Descobertas e reinvenções
Os possíveis doadores e financiadores dos projetos solicitavam dados que comprovassem a eficácia da proposta da ONG, e a própria organização começou a perceber que o apoio aos educadores poderia ser feito de maneira mais aprofundada.
Em agosto de 2018, decidiram estacionar as campanhas da plataforma digital de crowdfunding que criaram e estudar as possibilidades de como ser mais eficaz. Realizaram uma pesquisa com cerca de 30 profissionais da área de educação, entre professores e pesquisadores, para pensar o que de fato é preciso para colocar projetos educativos em prática.
Também fizeram um levantamento que entrevistou 409 professores de escolas municipais e estaduais. Desses profissionais, 325 se queixaram da falta de formação continuada para desenvolver seus projetos. A falta de recursos e materiais específicos para a elaboração das atividades foi citada por 78% deles e 58% acreditam que a realização de projetos extracurriculares ajuda os estudantes a aprenderem mais.
Com esses dados em mãos, a ONG criou o Programa Alavanca, que apoia redes de ensino municipais durante um ciclo de seis meses.
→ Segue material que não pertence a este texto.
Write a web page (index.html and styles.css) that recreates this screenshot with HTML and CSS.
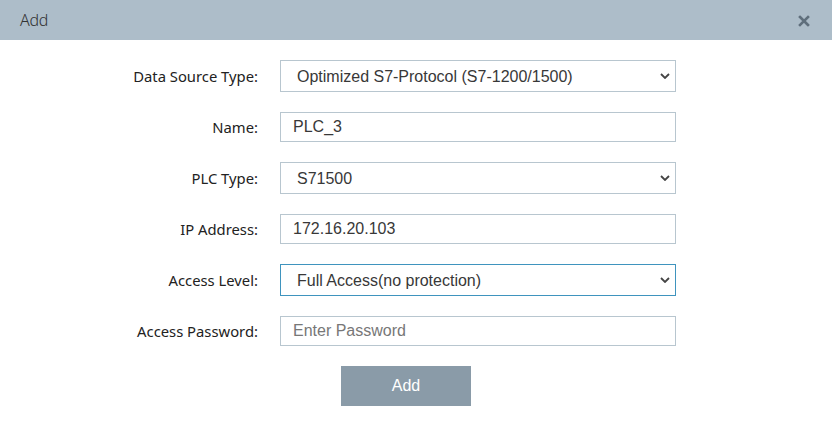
FILE: index.html
```html
<!DOCTYPE html>
<html>
<head>
<meta charset="utf-8">
<link rel="stylesheet" href="styles.css">
</head>
<body>
<div class="dialog">
  <div class="header">
    <span class="title">Add</span>
    <span class="close"><svg width="12" height="12" viewBox="0 0 12 12"><path d="M2 2 L10 10 M10 2 L2 10" stroke="#5f6f7c" stroke-width="2.6" stroke-linecap="square"/></svg></span>
  </div>
  <div class="body">
    <form class="form">
      <label class="lbl">Data Source Type:</label>
      <div class="selwrap">
        <select class="field sel"><option>Optimized S7-Protocol (S7-1200/1500)</option></select>
        <svg class="chev" width="10" height="6" viewBox="0 0 10 6"><path d="M1 1 L5 5 L9 1" fill="none" stroke="#444" stroke-width="1.8"/></svg>
      </div>
      <label class="lbl">Name:</label>
      <input class="field inp" type="text" value="PLC_3">
      <label class="lbl">PLC Type:</label>
      <div class="selwrap">
        <select class="field sel"><option>S71500</option></select>
        <svg class="chev" width="10" height="6" viewBox="0 0 10 6"><path d="M1 1 L5 5 L9 1" fill="none" stroke="#444" stroke-width="1.8"/></svg>
      </div>
      <label class="lbl">IP Address:</label>
      <input class="field inp" type="text" value="172.16.20.103">
      <label class="lbl">Access Level:</label>
      <div class="selwrap">
        <select class="field sel focus"><option>Full Access(no protection)</option></select>
        <svg class="chev" width="10" height="6" viewBox="0 0 10 6"><path d="M1 1 L5 5 L9 1" fill="none" stroke="#444" stroke-width="1.8"/></svg>
      </div>
      <label class="lbl">Access Password:</label>
      <input class="field inp" type="password" placeholder="Enter Password">
    </form>
    <div class="actions">
      <button class="btn" type="button">Add</button>
    </div>
  </div>
</div>
</body>
</html>
```
FILE: styles.css
```css
* { box-sizing: border-box; }
html, body { margin: 0; padding: 0; background: #fff; }
body { font-family: "Noto Sans", sans-serif; }
.dialog { width: 832px; height: 425px; background: #fff; }
.header {
  height: 40px;
  background: #adbdc9;
  display: flex;
  align-items: center;
  justify-content: space-between;
  padding: 0 22px 0 20px;
}
.title { font-family: "Noto Sans", sans-serif; font-size: 16px; font-weight: 300; color: #333; letter-spacing: -0.3px; }
.close { display: flex; align-items: center; padding-top: 1px; }
.body { padding-top: 20px; padding-right: 20px; }
.form {
  display: grid;
  grid-template-columns: 258px 396px;
  column-gap: 22px;
  row-gap: 20px;
  align-items: center;
}
.lbl {
  text-align: right;
  font-size: 14.8px;
  color: #222;
}
.selwrap { position: relative; width: 396px; height: 32px; }
.chev { position: absolute; right: 6px; top: 13px; pointer-events: none; }
.field {
  width: 396px;
  border: 1px solid #b8c6cf;
  border-radius: 0;
  background: #fff;
  font-family: "Liberation Sans", Arial, sans-serif;
  font-size: 16px;
  color: #383838;
  outline: none;
}
.sel { height: 32px; padding: 0 24px 0 16px; appearance: none; -webkit-appearance: none; display: block; }
.inp { height: 30px; padding: 0 12px; }
.inp::placeholder { color: #777; }
.focus { border-color: #3f94be; }
.actions { display: flex; justify-content: center; padding-top: 20px; }
.btn {
  width: 130px;
  height: 40px;
  border: none;
  background: #8a9ba8;
  color: #fff;
  font-family: "Liberation Sans", Arial, sans-serif;
  font-size: 16px;
}
```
Conseguiram tirar o Alavanca do papel por meio de um edital do Instituto MRV, do qual receberam o valor de R$ 80 mil. Neste primeiro ciclo, o município escolhido foi Jaboatão dos Guararapes, localizado na região metropolitana do Recife.
Foram estabelecidas 15 vagas para educadores e R$ 3 mil revertidos em materiais e serviços específicos destinados ao projeto para cada vaga. O diferencial do Alavanca está na duração do processo de suporte ao educador. No novo formato, a ONG fica em contato com os projetos durante seis meses prestando uma espécie de consultoria pedagógica.
O edital do programa foi lançado em abril e, atualmente, está na fase final. Professores e mentores do programa estão avaliando coletivamente os impactos dos projetos na vida dos alunos.
Luiza Dantas afirmou que o Alavanca será objeto de aprendizados para a realização de outras intervenções. A atual preocupação, segundo ela, é com a geração de receita para ONG.
"Entendemos que precisamos de outras fontes além dos editais. Também temos o plano de voltar com a plataforma de crowdfunding, mas queremos que ela seja autossustentável e isso está em fase de estudo", afirma. A organização se mantém com doações de pessoas físicas e dos fundadores.